Hlb Versions Save
A developer-first language to build and test any software efficiently
v0.4.0
2 years agoWelcome to HLB v0.4! A robust debugger was implemented with breakpoints, forward / reverse execution, and also allowing you to exec into the container at any step. Not only that, its only supported by IDE debuggers via DAP support.
Highlights
Debugger
Access the debugger when running any HLB module by adding --debug to the hlb run command.
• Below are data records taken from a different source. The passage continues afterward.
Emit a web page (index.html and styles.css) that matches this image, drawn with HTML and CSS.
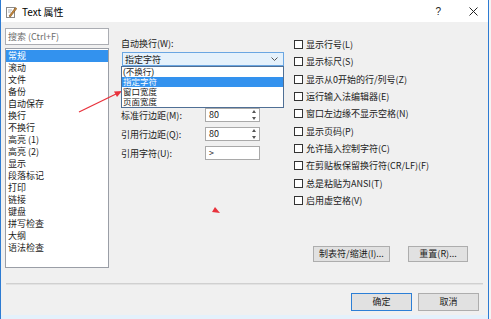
FILE: index.html
```html
<!DOCTYPE html>
<html lang="zh-CN">
<head>
    <meta charset="UTF-8">
    <title>Text 属性</title>
    <link rel="stylesheet" href="styles.css">
</head>
<body>
    <div class="window">
        <!-- Title bar -->
        <div class="titlebar">
            <svg class="app-icon" width="11" height="12" viewBox="0 0 11 12">
                <rect x="0.5" y="1.5" width="8" height="10" fill="#fff" stroke="#8a8a8a"/>
                <line x1="2" y1="4" x2="6" y2="4" stroke="#b0b0b0"/>
                <line x1="2" y1="6" x2="5" y2="6" stroke="#b0b0b0"/>
                <path d="M3 10 L9.5 1.5 L10.8 2.6 L4.3 11 Z" fill="#c58a3a" stroke="#7a4a1a" stroke-width="0.6"/>
            </svg>
            <span class="title">Text 属性</span>
            <span class="help">?</span>
            <svg class="close" width="9" height="9" viewBox="0 0 9 9">
                <path d="M0.5 0.5 L8.5 8.5 M8.5 0.5 L0.5 8.5" stroke="#222" stroke-width="1"/>
            </svg>
        </div>

        <!-- Main area -->
        <div class="main">
            <div class="sidebar">
                <div class="search">搜索 (Ctrl+F)</div>
                <ul class="nav">
                    <li class="active">常规</li>
                    <li>滚动</li>
                    <li>文件</li>
                    <li>备份</li>
                    <li>自动保存</li>
                    <li>换行</li>
                    <li>不换行</li>
                    <li>高亮 (1)</li>
                    <li>高亮 (2)</li>
                    <li>显示</li>
                    <li>段落标记</li>
                    <li>打印</li>
                    <li>链接</li>
                    <li>键盘</li>
                    <li>拼写检查</li>
                    <li>大纲</li>
                    <li>语法检查</li>
                </ul>
            </div>

            <div class="settings">
                <div class="label">自动换行(W):</div>
                <div class="combo-wrap">
                    <div class="combo">
                        <span>指定字符</span>
                        <svg class="chevron" width="7" height="4" viewBox="0 0 7 4">
                            <polyline points="0.5,0.5 3.5,3.5 6.5,0.5" fill="none" stroke="#555" stroke-width="1"/>
                        </svg>
                    </div>
                    <ul class="dropdown">
                        <li>(不换行)</li>
                        <li class="active">指定字符</li>
                        <li>窗口宽度</li>
                        <li>页面宽度</li>
                    </ul>
                </div>

                <div class="field first">
                    <span class="field-label">标准行边距(M):</span>
                    <div class="input spin">80<span class="arrows"><i class="up"></i><i class="down"></i></span></div>
                </div>
                <div class="field">
                    <span class="field-label">引用行边距(Q):</span>
                    <div class="input spin">80<span class="arrows"><i class="up"></i><i class="down"></i></span></div>
                </div>
                <div class="field">
                    <span class="field-label">引用字符(U):</span>
                    <div class="input">&gt;</div>
                </div>
            </div>

            <div class="options">
                <label class="check"><span class="box"></span>显示行号(L)</label>
                <label class="check"><span class="box"></span>显示标尺(S)</label>
                <label class="check"><span class="box"></span>显示从0开始的行/列号(Z)</label>
                <label class="check"><span class="box"></span>运行输入法编辑器(E)</label>
                <label class="check"><span class="box"></span>窗口左边缘不显示空格(N)</label>
                <label class="check"><span class="box"></span>显示页码(P)</label>
                <label class="check"><span class="box"></span>允许插入控制字符(C)</label>
                <label class="check"><span class="box"></span>在剪贴板保留换行符(CR/LF)(F)</label>
                <label class="check"><span class="box"></span>总是粘贴为ANSI(T)</label>
                <label class="check"><span class="box"></span>启用虚空格(V)</label>

                <div class="tools">
                    <button class="btn tab-btn">制表符/缩进(I)...</button>
                    <button class="btn reset-btn">重置(R)...</button>
                </div>
            </div>
        </div>

        <div class="separator"></div>

        <div class="footer">
            <button class="btn default">确定</button>
            <button class="btn">取消</button>
        </div>

        <div class="edge"></div>

        <!-- red annotation marks -->
        <svg class="marks" width="489" height="319" viewBox="0 0 489 319">
            <line x1="78" y1="112" x2="115" y2="94" stroke="#e8323c" stroke-width="1.3"/>
            <polygon points="121,91 113,91.5 116,97" fill="#e8323c"/>
            <polygon points="214,207 219,213 211,212" fill="#e8323c"/>
        </svg>
    </div>
</body>
</html>
```

FILE: styles.css
```css
/* Page and dialog frame */
body {
    margin: 0;
    width: 491px;
    height: 319px;
    background-color: #f4f4f4;
    font-family: "Noto Sans CJK SC", "Noto Sans", sans-serif;
    font-size: 9px;
    color: #1a1a1a;
    overflow: hidden;
}

.window {
    position: relative;
    box-sizing: border-box;
    width: 489px;
    height: 319px;
    background-color: #f0f0f0;
    border-left: 1px solid #2d7bd2;
    border-right: 1px solid #2d7bd2;
    display: flex;
    flex-direction: column;
}

/* Title bar */
.titlebar {
    height: 22px;
    background-color: #ffffff;
    display: flex;
    align-items: center;
    flex-shrink: 0;
}

.app-icon {
    margin-left: 5px;
    margin-top: 1px;
}

.title {
    margin-left: 5px;
    font-size: 10px;
    color: #000;
}

.help {
    margin-left: auto;
    font-family: "Liberation Sans", sans-serif;
    font-size: 10px;
    color: #222;
}

.close {
    margin-left: 28px;
    margin-right: 10px;
}

/* Main area */
.main {
    height: 261px;
    display: flex;
    padding: 6px 0 0 4px;
    box-sizing: border-box;
    flex-shrink: 0;
}

.sidebar {
    width: 104px;
    display: flex;
    flex-direction: column;
}

.search {
    box-sizing: border-box;
    height: 17px;
    border: 1px solid #abadb3;
    background-color: #fff;
    color: #6d6d6d;
    padding-left: 2px;
    line-height: 15px;
}

.nav {
    list-style: none;
    margin: 3px 0 0 0;
    padding: 1px 0 0 0;
    box-sizing: border-box;
    height: 220px;
    border: 1px solid #9a9ea6;
    background-color: #fff;
}

.nav li {
    height: 12px;
    line-height: 12px;
    padding-left: 2px;
}

.nav li.active {
    background-color: #3392ee;
    color: #fff;
}

/* Middle column */
.settings {
    width: 164px;
    margin-left: 12px;
    padding-top: 10px;
}

.label {
    line-height: 12px;
}

.combo-wrap {
    position: relative;
    margin: 2px 0 0 1px;
    width: 162px;
}

.combo {
    box-sizing: border-box;
    height: 14px;
    border: 1px solid #6aa6e2;
    background-color: #e5f1fb;
    display: flex;
    align-items: center;
    padding: 0 5px 0 2px;
}

.chevron {
    margin-left: auto;
}

.dropdown {
    position: absolute;
    top: 14px;
    left: -1px;
    width: 163px;
    box-sizing: border-box;
    margin: 0;
    padding: 0;
    list-style: none;
    border: 1px solid #4f6f95;
    background-color: #fff;
    z-index: 2;
}

.dropdown li {
    height: 10px;
    line-height: 10px;
    font-family: "Liberation Sans", "Noto Sans CJK SC", sans-serif;
    font-size: 8.5px;
    padding-left: 1px;
}

.dropdown li.active {
    background-color: #3392ee;
    color: #fff;
}

.field {
    display: flex;
    align-items: center;
    height: 14px;
    margin-top: 5px;
}

.field.first {
    margin-top: 42px;
}

.field-label {
    width: 84px;
}

.input {
    position: relative;
    box-sizing: border-box;
    width: 55px;
    height: 14px;
    border: 1px solid #a9a9a9;
    background-color: #fff;
    line-height: 12px;
    padding-left: 3px;
}

.arrows {
    position: absolute;
    right: 1px;
    top: 1px;
    width: 8px;
    height: 10px;
    display: flex;
    flex-direction: column;
    justify-content: space-between;
    align-items: center;
}

.arrows i {
    width: 0;
    height: 0;
    border-left: 2px solid transparent;
    border-right: 2px solid transparent;
}

.arrows .up {
    border-bottom: 3px solid #555;
}

.arrows .down {
    border-top: 3px solid #555;
}

/* Right column */
.options {
    flex: 1;
    margin-left: 9px;
    padding-top: 8px;
    display: flex;
    flex-direction: column;
}

.check {
    display: flex;
    align-items: center;
    height: 17.33px;
}

.box {
    box-sizing: border-box;
    width: 9px;
    height: 9px;
    border: 1px solid #333;
    background-color: #fff;
    margin-right: 3px;
}

.tools {
    display: flex;
    margin-top: 37px;
    padding-left: 19px;
    gap: 18px;
}

.btn {
    box-sizing: border-box;
    height: 16px;
    border: 1px solid #adadad;
    background-color: #e1e1e1;
    font-family: "Noto Sans CJK SC", "Noto Sans", sans-serif;
    font-size: 9px;
    color: #1a1a1a;
    padding: 0;
    line-height: 14px;
}

.tab-btn {
    width: 77px;
}

.reset-btn {
    width: 60px;
}

/* Bottom part */
.separator {
    height: 1px;
    margin: 0 5px;
    border-top: 1px solid #d0d0d0;
    background-color: #e2e2e2;
    flex-shrink: 0;
}

.footer {
    height: 30px;
    display: flex;
    justify-content: flex-end;
    gap: 6px;
    padding: 8px 9px 0 0;
    box-sizing: border-box;
    flex-shrink: 0;
}

.footer .btn {
    width: 61px;
    height: 18px;
    line-height: 16px;
}

.footer .default {
    border-color: #2c7fd6;
}

.edge {
    flex: 1;
    background-color: #e4f1fb;
}

/* Annotation overlay */
.marks {
    position: absolute;
    left: 0;
    top: 0;
    pointer-events: none;
}
```
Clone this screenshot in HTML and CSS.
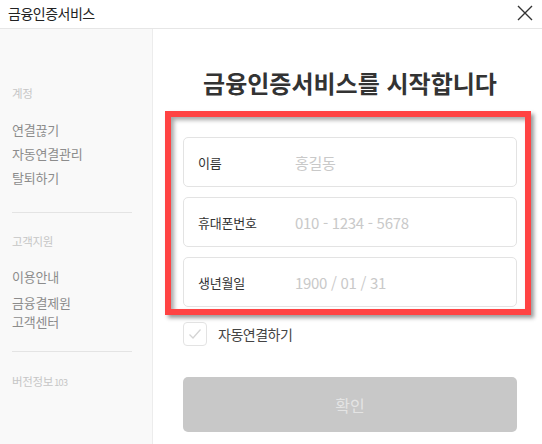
FILE: index.html
```html
<!DOCTYPE html>
<html lang="ko">
<head>
<meta charset="utf-8">
<link rel="stylesheet" href="styles.css">
</head>
<body>
<div class="window">
  <header class="titlebar">
    <span class="app-title">금융인증서비스</span>
    <svg class="close" width="16" height="16" viewBox="0 0 16 16"><path d="M1 1L15 15M15 1L1 15" stroke="#333" stroke-width="1.4" fill="none"/></svg>
  </header>
  <div class="body">
    <aside class="sidebar">
      <div class="sec-head first">계정</div>
      <div class="item first-item">연결끊기</div>
      <div class="item">자동연결관리</div>
      <div class="item">탈퇴하기</div>
      <hr class="divider d1">
      <div class="sec-head second">고객지원</div>
      <div class="item first-item2">이용안내</div>
      <div class="item multi">금융결제원<br>고객센터</div>
      <hr class="divider d2">
      <div class="sec-head version">버전정보<span class="ver">103</span></div>
    </aside>
    <main class="main">
      <h1 class="title">금융인증서비스를 시작합니다</h1>
      <div class="fields">
        <div class="field"><span class="label">이름</span><span class="ph">홍길동</span></div>
        <div class="field"><span class="label">휴대폰번호</span><span class="ph">010 - 1234 - 5678</span></div>
        <div class="field"><span class="label">생년월일</span><span class="ph">1900 / 01 / 31</span></div>
      </div>
      <div class="check-row">
        <span class="checkbox"><svg width="14" height="12" viewBox="0 0 14 12"><path d="M1.5 6.5L5 10L12.5 1.5" stroke="#d4d4d4" stroke-width="1.3" fill="none"/></svg></span>
        <span class="check-label">자동연결하기</span>
      </div>
      <button class="confirm">확인</button>
      <div class="highlight"></div>
    </main>
  </div>
</div>
</body>
</html>
```

FILE: styles.css
```css
* { box-sizing: border-box; }
html, body { margin: 0; padding: 0; }
body {
  width: 542px;
  height: 444px;
  overflow: hidden;
  background: #fff;
  font-family: "Noto Sans CJK KR", "Noto Sans", sans-serif;
}
.window { width: 542px; height: 444px; display: flex; flex-direction: column; }
.titlebar {
  height: 29px;
  border-bottom: 1px solid #e6e6e6;
  display: flex;
  align-items: center;
  justify-content: space-between;
  padding: 0 8px 0 8px;
}
.app-title {
  font-size: 14px;
  letter-spacing: -0.5px;
  color: #222;
  line-height: 20px;
  margin-top: -2px;
}
.close { margin-right: 1px; margin-top: -3px; }
.body { flex: 1; display: flex; }
.sidebar {
  width: 153px;
  background: #f9f9f9;
  border-right: 1px solid #ececec;
  padding: 54px 20px 0 12px;
}
.sec-head {
  font-size: 11.5px;
  line-height: 20px;
  color: #c6c6c6;
  letter-spacing: -0.3px;
}
.ver { font-size: 9px; letter-spacing: -0.6px; margin-left: 1px; }
.item {
  font-size: 13px;
  line-height: 24px;
  color: #8c8c8c;
  letter-spacing: -0.2px;
}
.first-item { margin-top: 15px; }
.first-item2 { margin-top: 14px; }
.item.multi { line-height: 19px; margin-top: 4px; }
.divider {
  border: 0;
  border-top: 1px solid #e4e4e4;
  margin: 0;
}
.d1 { margin-top: 22px; }
.sec-head.second { margin-top: 18px; }
.d2 { margin-top: 20px; }
.sec-head.version { margin-top: 19px; }
.main {
  flex: 1;
  position: relative;
  padding: 39px 25px 0 30px;
  display: flex;
  flex-direction: column;
}
.title {
  margin: 0;
  font-size: 24px;
  font-weight: 700;
  line-height: 30px;
  color: #333;
  text-align: center;
  letter-spacing: 0;
}
.fields {
  margin-top: 39px;
  display: flex;
  flex-direction: column;
  gap: 10px;
}
.field {
  height: 50px;
  border: 1px solid #e3e3e3;
  border-radius: 5px;
  display: flex;
  align-items: center;
  padding-left: 14px;
}
.label {
  width: 97px;
  font-size: 13px;
  color: #333;
  letter-spacing: -0.2px;
}
.ph {
  font-size: 15px;
  color: #c9c9c9;
  letter-spacing: -0.3px;
}
.check-row {
  margin-top: 15px;
  height: 24px;
  display: flex;
  align-items: center;
}
.checkbox {
  width: 24px;
  height: 24px;
  border: 1px solid #e3e3e3;
  border-radius: 4px;
  display: flex;
  align-items: center;
  justify-content: center;
}
.check-label {
  margin-left: 11px;
  font-size: 14px;
  letter-spacing: -0.5px;
  color: #444;
}
.confirm {
  margin-top: 31px;
  height: 55px;
  border: 0;
  border-radius: 5px;
  background: #c8c8c8;
  color: #e4e4e4;
  font-family: inherit;
  font-size: 16px;
  padding: 0;
}
.highlight {
  position: absolute;
  left: 12px;
  top: 82px;
  width: 366px;
  height: 204px;
  border: 6px solid #ff4343;
  box-shadow: 3px 3px 4px rgba(0,0,0,0.4), inset 3px 3px 4px rgba(0,0,0,0.35);
  pointer-events: none;
}
```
The debugger halts before program starts, so you can take a look at all the commands supported currently:
❯ hlb run --debug
Type help for a list of commands
(hlb) help
# Running the program
continue (alias: c) - run until breakpoint or program termination
next (alias: n) - step over to next source line
step (alias: s) - single step through program
stepout - step out of current function
rev (alias: r) <movement> - reverses execution of program for movement specified
restart - restart program from the start
# Manipulating breakpoints
break (alias: b) <symbol | linespec> - sets a breakpoint
breakpoints (alias: bp) - prints out active breakpoints
clear <breakpoint-index> - deletes breakpoint
clearall - deletes all breakpoints
# Viewing program variables and functions
args - print function arguments
funcs - print functions in this module
# Viewing the call stack and selecting frames
backtrace (alias: bt) - prints backtrace at this step
# Filesystem only commands
pwd - print working directory at this step
environ - print environment at this step
network - print network mode at this step
security - print security mode at this step
# Other commands
help - prints this help message
list (alias: ls) - prints source code at this step
exit (alias: quit) - exits the debugger
Exec at any step of container building
When the debugger is in a filesystem block, the command exec is available allowing you to exec into the container at any step. When a breakpoint is defined in source, continue will halt when it is reached, while supporting all the option::run attached to the statement.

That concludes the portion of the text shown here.